当時、私は身長は175cmと高いほうでその代わり体重は55kgとガリガリでした。そこに標準体型の縦横比のままで身長だけ合わせた着物を作るんですから、幅が余っちゃってバスタオルを何枚巻いてもなんかおかしい。「これおかしくない?」と聞いても「着物というのはこんなもんだ」と取り付く島がない。もちろん柄もお仕着せで、「これなら一生もん」と言って、あらかじめ先方が決めた生地で有無を言わせない。
そんなもんだと思って、長いこと着物を着ることになんとなく抵抗がありました。だけど、今回、縁あって作っていただいたところは寸法も体型にきちんと合わせてくれて、こちらの素人なりの要望や疑問にも丁寧に教えてくれて、羽織と着物の色もコンビネーションをいくつか見本で見せてくれる、そうすると本当に良いんですね。とにかく「大島だから良いんだ」とか、「結城だから良い」とか、「伝統だから良いんだ」とか、「業界で良いものと評価してきたんだからお前らみたいな素人には分からないだろうが良いんだ」というそんな玄人的な話は一切ないところで新鮮でした。
結局、こげ茶に見えるような濃いグレーの羽織と明るいブルーがかったグレーの着物にしましたが、結構気に入っています。
だから着物も伝統文化だから良いんじゃなしに「かっこいい」から良いという方向に入り込まないと、いくら着物業界が「着物を着よう」と宣伝しても、一部の好事家を除いて誰も着ないし、あちこちで着物業者の倒産がニュースになるんだと思います。

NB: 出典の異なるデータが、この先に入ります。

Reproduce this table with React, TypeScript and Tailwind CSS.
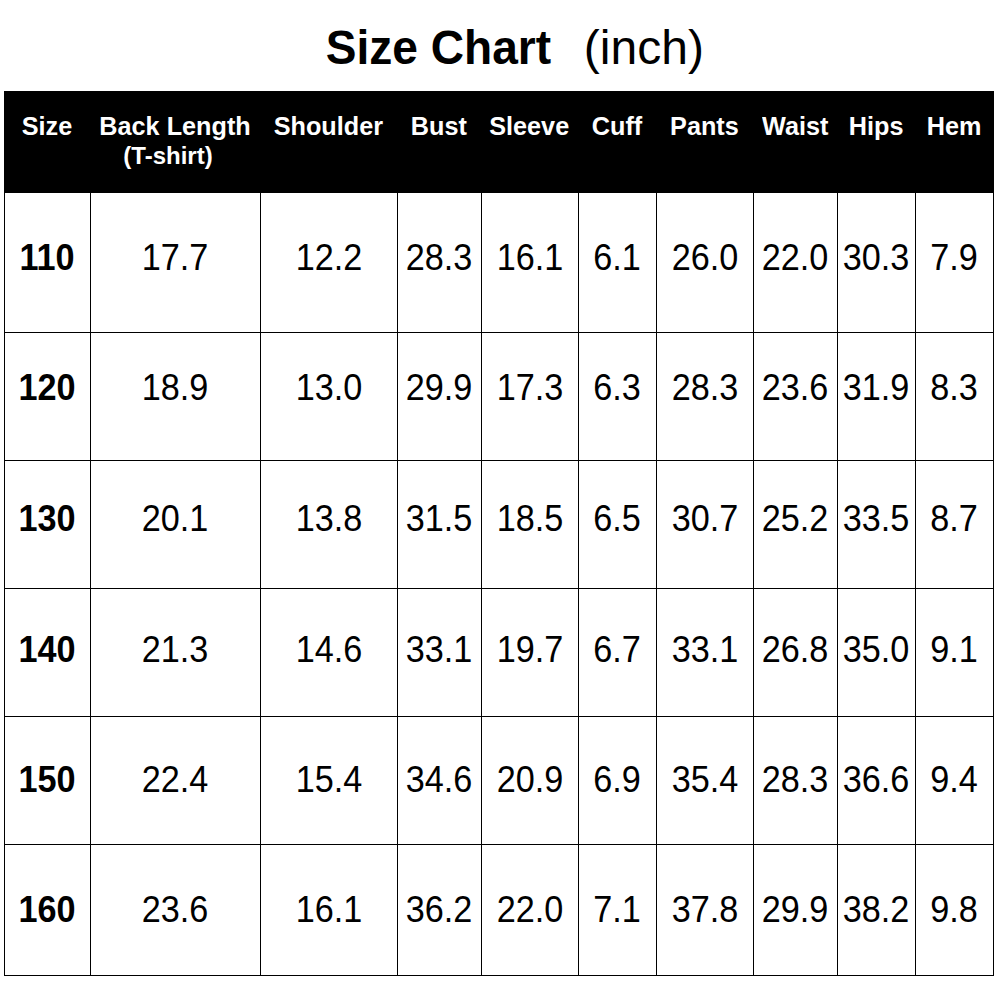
const columns = [
  { label: "Size", w: "w-[86px]" },
  { label: "Back Length", sub: "(T-shirt)", w: "w-[170px]" },
  { label: "Shoulder", w: "w-[137px]" },
  { label: "Bust", w: "w-[84px]" },
  { label: "Sleeve", w: "w-[97px]" },
  { label: "Cuff", w: "w-[78px]" },
  { label: "Pants", w: "w-[97px]" },
  { label: "Waist", w: "w-[84px]" },
  { label: "Hips", w: "w-[78px]" },
  { label: "Hem", w: "w-[78px]" },
];

// row height + bottom padding nudges the numbers up like the original image
const rows = [
  { h: "h-[140px] pb-[9px]", values: ["110", "17.7", "12.2", "28.3", "16.1", "6.1", "26.0", "22.0", "30.3", "7.9"] },
  { h: "h-[128px] pb-[17px]", values: ["120", "18.9", "13.0", "29.9", "17.3", "6.3", "28.3", "23.6", "31.9", "8.3"] },
  { h: "h-[128px] pb-[12px]", values: ["130", "20.1", "13.8", "31.5", "18.5", "6.5", "30.7", "25.2", "33.5", "8.7"] },
  { h: "h-[128px] pb-[5px]", values: ["140", "21.3", "14.6", "33.1", "19.7", "6.7", "33.1", "26.8", "35.0", "9.1"] },
  { h: "h-[128px] pb-[2px]", values: ["150", "22.4", "15.4", "34.6", "20.9", "6.9", "35.4", "28.3", "36.6", "9.4"] },
  { h: "h-[131px] pb-[1px]", values: ["160", "23.6", "16.1", "36.2", "22.0", "7.1", "37.8", "29.9", "38.2", "9.8"] },
];

export default function App() {
  return (
    <div className="w-[1001px] h-[1001px] bg-white text-black font-['Liberation_Sans',Arial,sans-serif] overflow-hidden">
      <h1 className="flex justify-center pl-[24px] pt-[24px] text-[48px] leading-none whitespace-nowrap">
        <span className="inline-block scale-x-[0.96] font-bold">Size Chart</span>
        <span className="ml-[28px] font-normal">(inch)</span>
      </h1>

      <div className="ml-[4px] mt-[19px] w-[990px]">
        <div className="flex h-[102px] bg-black text-white">
          {columns.map((col) => (
            <div key={col.label} className={`${col.w} flex flex-col items-center pt-[21px] font-bold whitespace-nowrap`}>
              <span className="text-[26px] leading-[29px] inline-block scale-x-[0.97]">{col.label}</span>
              {col.sub && <span className="text-[24px] leading-[29px] -ml-[14px]">{col.sub}</span>}
            </div>
          ))}
        </div>

        <div className="flex flex-col border-l border-black">
          {rows.map((row) => (
            <div key={row.values[0]} className="flex">
              {row.values.map((v, i) => (
                <div
                  key={i}
                  className={`${columns[i].w} ${row.h} ${i === 0 ? "font-bold" : "font-normal"} flex items-center justify-center border-r border-b border-black text-[36px] leading-[40px] whitespace-nowrap`}
                >
                  <span className="inline-block scale-x-[0.95]">{v}</span>
                </div>
              ))}
            </div>
          ))}
        </div>
      </div>
    </div>
  );
}
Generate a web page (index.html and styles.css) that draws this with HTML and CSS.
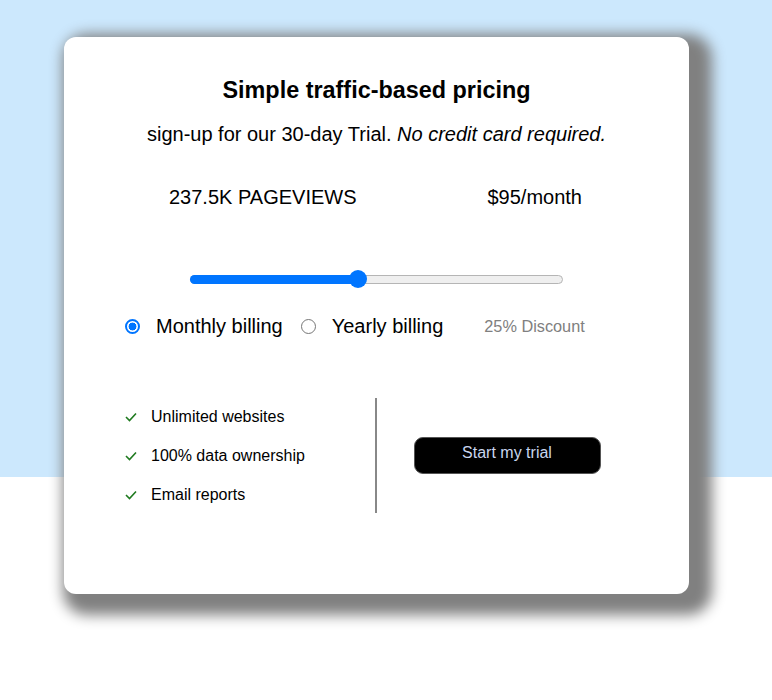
FILE: index.html
```html
<!DOCTYPE html>
<html>
<head>
<meta charset="utf-8">
<link rel="stylesheet" href="styles.css">
</head>
<body>
<div class="page">
  <div class="card">
    <h1 class="title">Simple traffic-based pricing</h1>
    <p class="subtitle">sign-up for our 30-day Trial. <em>No credit card required.</em></p>
    <div class="stats">
      <span class="views">237.5K PAGEVIEWS</span>
      <span class="price">$95/month</span>
    </div>
    <div class="slider">
      <div class="track">
        <div class="fill" style="width: 45%"></div>
        <div class="thumb" style="left: 45%"></div>
      </div>
    </div>
    <div class="billing">
      <span class="radio checked"></span>
      <span class="label">Monthly billing</span>
      <span class="radio"></span>
      <span class="label">Yearly billing</span>
      <span class="discount">25% Discount</span>
    </div>
    <div class="bottom">
      <ul class="features">
        <li><svg class="check" viewBox="0 0 12 10" width="12" height="10"><polyline points="1,5 4.5,8.5 11,1.5" fill="none" stroke="#1f7a1f" stroke-width="1.6"/></svg>Unlimited websites</li>
        <li><svg class="check" viewBox="0 0 12 10" width="12" height="10"><polyline points="1,5 4.5,8.5 11,1.5" fill="none" stroke="#1f7a1f" stroke-width="1.6"/></svg>100% data ownership</li>
        <li><svg class="check" viewBox="0 0 12 10" width="12" height="10"><polyline points="1,5 4.5,8.5 11,1.5" fill="none" stroke="#1f7a1f" stroke-width="1.6"/></svg>Email reports</li>
      </ul>
      <div class="divider"></div>
      <div class="cta">
        <button class="trial">Start my trial</button>
      </div>
    </div>
  </div>
</div>
</body>
</html>
```
FILE: styles.css
```css
html, body {
  margin: 0;
  padding: 0;
}
body {
  width: 772px;
  height: 700px;
  background: linear-gradient(#cce8fd 0, #cce8fd 477px, #ffffff 477px);
  font-family: "Liberation Sans", Arial, sans-serif;
  color: #000;
  overflow: hidden;
}
.page {
  padding: 37px 0 0 64px;
}
.card {
  width: 625px;
  height: 557px;
  box-sizing: border-box;
  background: #fff;
  border-radius: 12px;
  box-shadow: 11px 9px 14px 12px #808080;
  padding-top: 40px;
}
.title {
  margin: 0;
  font-size: 23.4px;
  line-height: 26px;
  font-weight: bold;
  text-align: center;
}
.subtitle {
  margin: 19px 0 0;
  font-size: 20px;
  line-height: 24px;
  text-align: center;
}
.stats {
  margin-top: 39px;
  display: flex;
  justify-content: space-between;
  padding: 0 107px 0 105px;
  font-size: 20px;
  line-height: 24px;
}
.slider {
  margin-top: 61px;
  height: 18px;
  display: flex;
  align-items: center;
  padding-left: 126px;
}
.track {
  position: relative;
  width: 373px;
  height: 9px;
  box-sizing: border-box;
  border: 1px solid #b5b5b5;
  border-radius: 5px;
  background: #efefef;
}
.fill {
  position: absolute;
  left: -1px;
  top: -1px;
  height: 9px;
  border-radius: 5px 0 0 5px;
  background: #0075ff;
}
.thumb {
  position: absolute;
  top: -5.5px;
  width: 18px;
  height: 18px;
  margin-left: -9px;
  border-radius: 50%;
  background: #0075ff;
}
.billing {
  margin-top: 26px;
  display: flex;
  align-items: center;
  padding-left: 61px;
  font-size: 20px;
  line-height: 24px;
}
.radio {
  width: 15px;
  height: 15px;
  box-sizing: border-box;
  border: 1px solid #767676;
  border-radius: 50%;
  background: #fff;
  margin-right: 16px;
}
.radio.checked {
  border: 2px solid #0075ff;
  background: radial-gradient(circle, #0075ff 0, #0075ff 3.7px, #fff 4.2px);
}
.label {
  margin-right: 18px;
}
.label + .radio + .label {
  margin-right: 41px;
}
.discount {
  font-size: 16.3px;
  color: #808080;
}
.bottom {
  margin-top: 60px;
  height: 115px;
  display: flex;
}
.features {
  list-style: none;
  margin: 0;
  padding: 9px 0 0 61px;
  width: 250px;
  display: flex;
  flex-direction: column;
  gap: 19px;
  font-size: 16px;
  line-height: 20px;
}
.features li {
  display: flex;
  align-items: center;
}
.check {
  margin-right: 14px;
}
.divider {
  width: 1.5px;
  height: 115px;
  background: #888;
}
.cta {
  display: flex;
  align-items: center;
  padding-left: 37px;
}
.trial {
  width: 187px;
  height: 37px;
  margin-top: -1px;
  background: #000;
  color: #c9d6ee;
  border: 1.5px solid #555;
  border-radius: 9px;
  font-family: "Liberation Sans", Arial, sans-serif;
  font-size: 16px;
  padding: 0 0 4px;
}
```
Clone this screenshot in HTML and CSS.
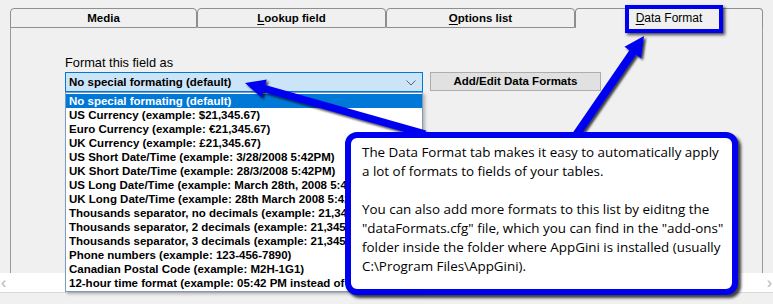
FILE: index.html
```html
<!DOCTYPE html>
<html>
<head>
<meta charset="utf-8">
<link rel="stylesheet" href="styles.css">
</head>
<body>
<div class="window">
  <div class="tabs">
    <div class="tab tab-media">Media</div>
    <div class="tab tab-lookup"><u>L</u>ookup field</div>
    <div class="tab tab-options"><u>O</u>ptions list</div>
    <div class="tab tab-format selected"><u>D</u>ata Format</div>
  </div>
  <div class="panel">
    <div class="label">Format this field as</div>
    <div class="row">
      <div class="combo">
        <span>No special formating (default)</span>
        <svg class="chev" width="10" height="6" viewBox="0 0 10 6"><polyline points="0.5,0.5 5,5 9.5,0.5" fill="none" stroke="#606060" stroke-width="1"/></svg>
      </div>
      <div class="button">Add/Edit Data Formats</div>
    </div>
  </div>
  <div class="hscroll">
    <span class="sarrow">&lsaquo;</span>
    <span class="sarrow">&rsaquo;</span>
  </div>
  <div class="footer"></div>

  <ul class="dropdown">
    <li class="sel">No special formating (default)</li>
    <li>US Currency (example: $21,345.67)</li>
    <li>Euro Currency (example: €21,345.67)</li>
    <li>UK Currency (example: £21,345.67)</li>
    <li>US Short Date/Time (example: 3/28/2008 5:42PM)</li>
    <li>UK Short Date/Time (example: 28/3/2008 5:42PM)</li>
    <li>US Long Date/Time (example: March 28th, 2008 5:42PM)</li>
    <li>UK Long Date/Time (example: 28th March 2008 5:42PM)</li>
    <li>Thousands separator, no decimals (example: 21,345)</li>
    <li>Thousands separator, 2 decimals (example: 21,345.67)</li>
    <li>Thousands separator, 3 decimals (example: 21,345.678)</li>
    <li>Phone numbers (example: 123-456-7890)</li>
    <li>Canadian Postal Code (example: M2H-1G1)</li>
    <li>12-hour time format (example: 05:42 PM instead of 17:42)</li>
  </ul>

  <svg class="arrows" width="773" height="304" viewBox="0 0 773 304">
    <defs>
      <filter id="sh" x="-20%" y="-20%" width="140%" height="140%">
        <feDropShadow dx="2" dy="2" stdDeviation="1.3" flood-color="#000" flood-opacity="0.75"/>
      </filter>
    </defs>
    <polygon filter="url(#sh)" fill="#0000f0" points="245,83 266.8,79.4 265.2,85.1 426,130.6 424,137.4 263.2,91.9 261.6,97.6"/>
    <polygon filter="url(#sh)" fill="#0000f0" points="644,36 640.95,58.16 636,54.8 577.3,140.3 570.7,135.7 629.4,50.2 624.45,46.84"/>
  </svg>

  <div class="tabmark"></div>

  <div class="callout">
    The Data Format tab makes it easy to automatically apply<br>
    a lot of formats to fields of your tables.<br>
    <br>
    You can also add more formats to this list by eiditng the<br>
    "dataFormats.cfg" file, which you can find in the "add-ons"<br>
    folder inside the folder where AppGini is installed (usually<br>
    C:\Program Files\AppGini).
  </div>
</div>
</body>
</html>
```

FILE: styles.css
```css
html, body {
  margin: 0;
  padding: 0;
}
body {
  background: #f0f0f0;
  width: 773px;
  height: 304px;
  overflow: hidden;
  font-family: "Liberation Sans", Arial, sans-serif;
  color: #000;
}
.window {
  position: relative;
  width: 773px;
  height: 304px;
}
.tabs {
  display: flex;
  padding: 8px 0 0 10px;
  height: 20px;
}
.tab {
  box-sizing: border-box;
  height: 20px;
  border: 1px solid #8e8e8e;
  border-radius: 4px 4px 0 0;
  background: #f0f0f0;
  font-size: 11.5px;
  font-weight: bold;
  line-height: 19px;
  text-align: center;
  color: #000;
}
.tab u {
  text-decoration-thickness: 1px;
  text-underline-offset: 2px;
}
.tab-media { width: 187px; }
.tab-lookup { width: 189px; }
.tab-options { width: 189px; }
.tab-format { width: 188px; }
.tab.selected {
  border-bottom: none;
  font-weight: normal;
  font-size: 12px;
  height: 20px;
}
.panel {
  box-sizing: border-box;
  margin-left: 10px;
  width: 753px;
  height: 245px;
  border-left: 1px solid #9a9a9a;
  border-right: 1px solid #9a9a9a;
  padding: 27px 0 0 54px;
}
.label {
  font-size: 12.8px;
  line-height: 15px;
  height: 15px;
}
.row {
  display: flex;
  gap: 7px;
  margin-top: 2px;
}
.combo {
  box-sizing: border-box;
  width: 358px;
  height: 20px;
  border: 1px solid #0078d7;
  background: #cce4f7;
  display: flex;
  align-items: center;
  justify-content: space-between;
  padding: 0 6px 0 3px;
  font-size: 11.5px;
  font-weight: bold;
}
.chev {
  display: block;
  margin-top: 1px;
}
.button {
  box-sizing: border-box;
  width: 171px;
  height: 19px;
  border: 1px solid #adadad;
  background: #e1e1e1;
  font-size: 11.5px;
  font-weight: bold;
  line-height: 17px;
  text-align: center;
}
.hscroll {
  height: 19px;
  background: #fff;
  display: flex;
  justify-content: space-between;
  align-items: center;
  padding: 0 1px 0 1px;
  box-sizing: border-box;
}
.sarrow {
  color: #b4b4b4;
  font-size: 16px;
  line-height: 19px;
}
.footer {
  border-top: 1px solid #dadada;
  height: 11px;
  background: #f0f0f0;
}
.dropdown {
  position: absolute;
  left: 65px;
  top: 92px;
  width: 358px;
  box-sizing: border-box;
  margin: 0;
  padding: 1px 0 1px 0;
  list-style: none;
  background: #fff;
  border: 1px solid #7a9cc4;
  box-shadow: 2px 2px 3px rgba(0,0,0,0.25);
  z-index: 1;
  overflow: hidden;
  white-space: nowrap;
}
.dropdown li {
  height: 14px;
  line-height: 14px;
  font-size: 11.5px;
  font-weight: bold;
  padding-left: 3px;
}
.dropdown li.sel {
  background: #0078d7;
  color: #fff;
}
.arrows {
  position: absolute;
  left: 0;
  top: 0;
  z-index: 2;
}
.tabmark {
  position: absolute;
  left: 625px;
  top: 5px;
  width: 98px;
  height: 28px;
  box-sizing: border-box;
  border: 4px solid #0000f0;
  box-shadow: 2px 2px 3px rgba(0,0,0,0.7);
  z-index: 2;
}
.callout {
  position: absolute;
  left: 345px;
  top: 132px;
  width: 393px;
  height: 163px;
  box-sizing: border-box;
  background: #fff;
  border: 6px solid #0000f0;
  border-radius: 12px;
  box-shadow: 3px 3px 3px rgba(0,0,0,0.75);
  padding: 5px 0 0 11px;
  font-family: "Open Sans", "Noto Sans", sans-serif;
  font-size: 13.4px;
  line-height: 19px;
  color: #000;
  white-space: nowrap;
  z-index: 3;
}
```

お酒も一緒と思います。いくら伝統産業だからといっても、いくら地元の酒だからといっても、いくら昔どおりの杜氏の技法を伝承した手作りでといっても、優れていなければ生き残る価値がないと思ってここまでやってきました。それも、忘れてはいけないのは普遍的な価値を持つということ。決して一部業界やマニアの間だけのマスターベーションじゃなしに。普通の「物言わぬお客様」こそ大事。
今回の落語も同じことで、ただ伝統芸能だから良いんじゃなしに芸が優れていなければ生き残る価値はない。だからこそ、鳳楽師匠の落語を聴く会を山口の片隅でも開催するんです。優れた噺家なのにほとんどテレビにも出ない。だけどよく聞いてみると本当に良いし、聴く気の無い人にも聞いてもらおうと下世話なところでくすぐることは無いけれど、聴く姿勢がある人に対しては感動させるものを持っている。
まあ、そんな話をご挨拶でしたかったんです。だけど、そんなすばらしい落語だからこそ、もっときちんと設営しなければいけなかったんです。次回から心を入れ替えて設営いたします。これで懲りないように、皆様よろしくお願いします。
(注)山口放送の総務部長(!!)です。偉い人なんですが手弁当で、その上、機材も持参していただいて、しかも手の空いている間はお客様への蕎麦の給仕までしていただくという大変!!!大変!!!お世話になっています。山口県の方は現役のアナウンサー時代にテレビを通してご存知の方も多いんではないでしょうか。毎年、手弁当で蕎麦を売っていただいている原田さんと共にこの会になくてはならない縁の下の力持ちです。